In this example I'm going to do that by having two prometheus servers. One called collector which has a very short tsdb retention (2 hours) and another called master which has our rolled up, long term storage:

Creating the Collector

The collector is going to be scraping our pods (envoy) directly. You can use the Istio standard configuration for this.

You want to configure your collector to have a short storage retention, for example: --storage.tsdb.retention.time=2h (2h is the minimum block size). So go ahead and set that up.

At this point your metrics will be being scraped into your collector, and thrown away after about six hours. They have a very high cardinality, so In order to role them up to remove the pod_name, you need to create some recording rules which aggregate and remove those labels you're not interested in.

Before we continue, there's some prometheus terminology I just want to clarify. Prometheus groups are a collection of rules. Groups run in parallel and the rules within each group run in series. This becomes important for reasons I'll explain further down.

By convention, I'm going to create recording rules that are prefixed with federate:. This will make more sense further down when we configure the top level master prometheus.

Rolling up - Workload

In our cluster, the most expensive rules to evaluate were those removing the pod_name labels, are they are rolling up a lot of data.
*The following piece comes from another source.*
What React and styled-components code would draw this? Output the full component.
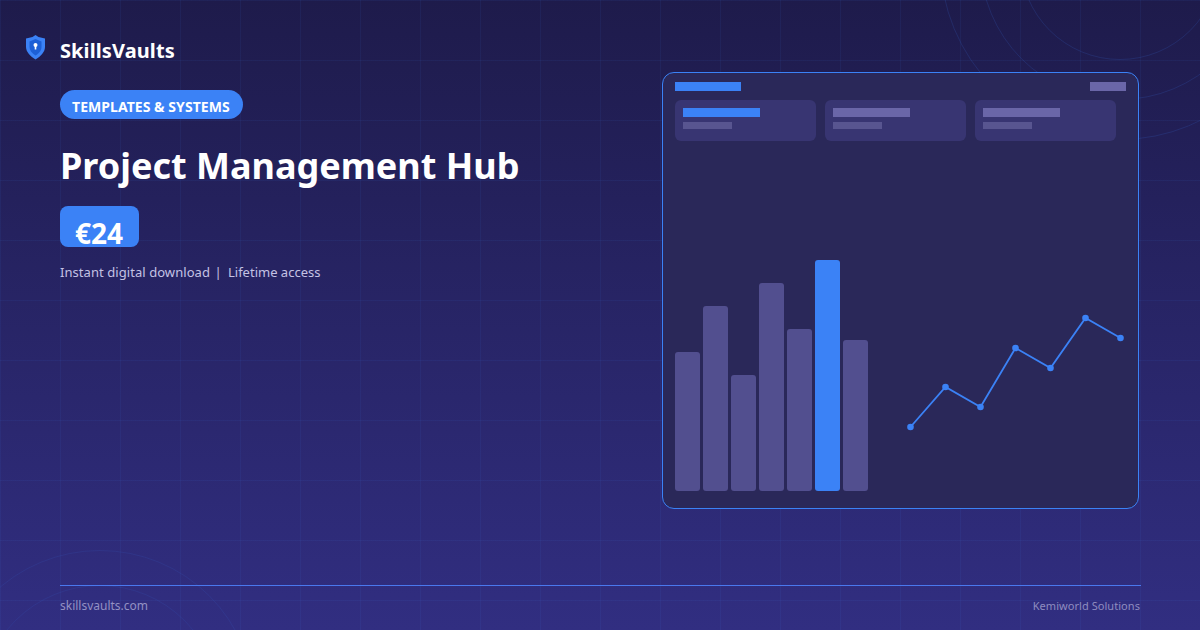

As a result, the first thing we set up were some rules to capture that data at the workload level.

- name: istio.workload.istio_request_duration_milliseconds_bucket
  interval: 10s
  rules:

  - record: federate:istio_request_duration_milliseconds_bucket:rate1m
    expr: |
     sum(irate(istio_request_duration_milliseconds_bucket{reporter="source", source_workload!=""}[1m]))
      by (
        source_workload,
        source_workload_namespace,
        destination_service,
        destination_workload,
        destination_workload_namespace,
        le
      )

- name: istio.workload.istio_request_bytes_bucket
  interval: 10s
  rules:

  - record: federate:istio_request_bytes_bucket:rate1m
    expr: |
      sum(irate(istio_request_bytes_bucket{reporter="source", source_workload!=""}[1m]))
      by (
        source_workload,
        source_workload_namespace,
        destination_service,
        destination_workload,
        destination_workload_namespace,
        le
      )

- name: istio.workload.istio_response_bytes_bucket
  interval: 10s
  rules:

  - record: federate:istio_response_bytes_bucket:rate1m
    expr: |
      sum(irate(istio_response_bytes_bucket{reporter="source", source_workload!=""}[1m]))
      by (
        source_workload,
        source_workload_namespace,
        destination_service,
        destination_workload,
        destination_workload_namespace,
        le
      )

- name: istio.workload.istio_requests_total
  interval: 10s
  rules:
  - record: federate:istio_requests_total:rate1m
    expr: |
      sum(irate(istio_requests_total{reporter="source", source_workload!=""}[1m]))
      by (
        source_workload,
        source_workload_namespace,
        destination_service,
        destination_workload,
        destination_workload_namespace,
        response_code,
        response_flags
      )

Note the interesting part here, each rule goes into its own group, this is intentional as each rule takes about 4-5 seconds to evaluate on our instance. Remember how I said earlier that rules are evaluated in series, within a group. Therefore, if they were in the same group, this it would take 16-20s to complete evaluation.

This is extremely important, especially when you're visualising your data in grafana. If your rule group is taking 30+ seconds to run, your graphs are going to look very clunky, as you only have a snapshot of the data every 30 seconds.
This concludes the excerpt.